Investigators have drawn similarities between the flight data from that crash and the Ethiopian Airlines crash earlier this month that killed 157 people.

The gathering comes in a crisis moment for the iconic American company, now under criminal scrutiny by the Justice Department for its certification and marketing of the 737 Max plane.

Boeing's stock market value has taken a hit two weeks after the Federal Aviation Administration, and regulators around the world, ordered the 737 MAX fleet temporarily grounded.

The gathering Wednesday will also serve as counter-programming for a highly anticipated Senate hearing in Washington, DC, where lawmakers are expected to press regulators for changes to the aircraft certification process in the wake of the two crashes.

Boeing plans to make their final submission of compliance documents for the update to the Maneuvering Characteristics Augmentation System, or MCAS, software to the FAA by the end of the week, a Boeing official said Tuesday.

On Wednesday, the industry officials at the gathering will hear a presentation from the company's chief pilot for commercial airplanes, Craig Bomben, and Mike Sinnett, the vice president of airline programs for Boeing Commercial planes, according to a Boeing spokesman.

Software designers at Boeing developed the update to the system after extensive engineering analysis, design, and verification, the official said, and first submitted a proposed certification plan for the update to the FAA on January 21.

The MCAS system was added to the 737 MAX to compensate for a shift in the center of gravity of the plane from the original 737 model brought about by changes including the placement of new fuel-efficient engines.

The system is designed to automatically command a plane to pitch down if it senses an imminent stall.
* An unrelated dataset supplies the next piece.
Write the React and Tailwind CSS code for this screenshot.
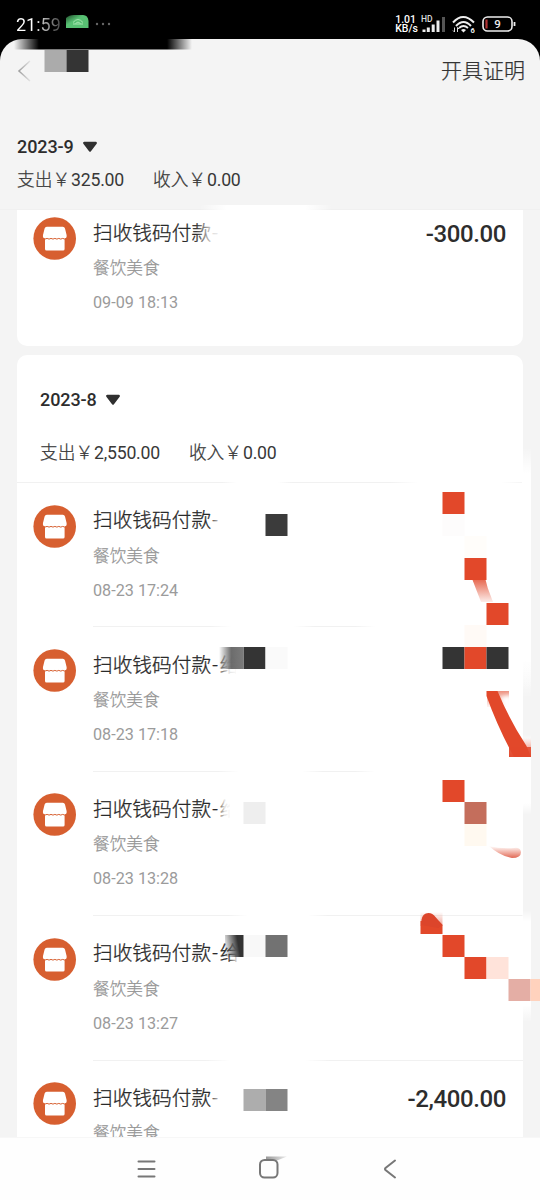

Investigators in Indonesia blamed a malfunctioning sensor for feeding incorrect data to the system in the Lion Air crash, leading the pilots to fight the automatic software as it continued to push the nose of the plane towards the ocean below.

Boeing pilots worked with the company's software design team throughout months of production to incorporate multiple layers of protection in the event of sensor errors or other erroneous inputs, the Boeing official said.

The updated software will also draw data from two sensors, instead of one, CNN has reported.

Simulator operators at Boeing programmed test flights of the new software with "the most challenging scenarios," mimicking multiple failure situations, the official said.

Boeing pilots later conducted a certification flight with the FAA on March 12, two days after the Ethiopian Airlines crash, to demonstrate to regulators that the updated software met certification requirements, the official said.

On Saturday, the three US airlines that fly the 737 Max ran successful flights on a simulator designed to recreate the Lion Air flight with both the current and the updated software at the Boeing facility in Renton, Wash.

Pilots have said their training on the 737 Max consisted of a short, self-administered online course that made no mention of the new MCAS system and how to disable it in a situation that the pilots on the Lion Air, and likely the Ethiopian Airlines flights, faced.

As they battled the uncooperative and diving plane last year, the pilots on the doomed Lion Air flight attempted a routine maneuver to try and stabilize the plane by triggering a switch near the steering wheel approximately three dozen times, according to a report by Indonesian investigators.

But the force of the software continued to send the plane downward until it reached an angle that would have been unrecoverable for the pilots.

To shut down the MCAS software, the lead pilot would have had to turn around and flip two switches behind him, a move that a representative for American Airline's pilots union called a "tremendous leap of logic."

"There's no intuitive connection between those two things," Captain Jason Goldberg said, referring to what pilots would have been fighting with the MCAS software and this two-switch solution.

"We have very well-trained pilots all over the world but a scenario involving pre-briefed pilots who know what's coming in a simulator should not be confused with a real life emergency involving a system that pilots did not even know existed prior to the event," Goldberg told CNN after the Saturday session.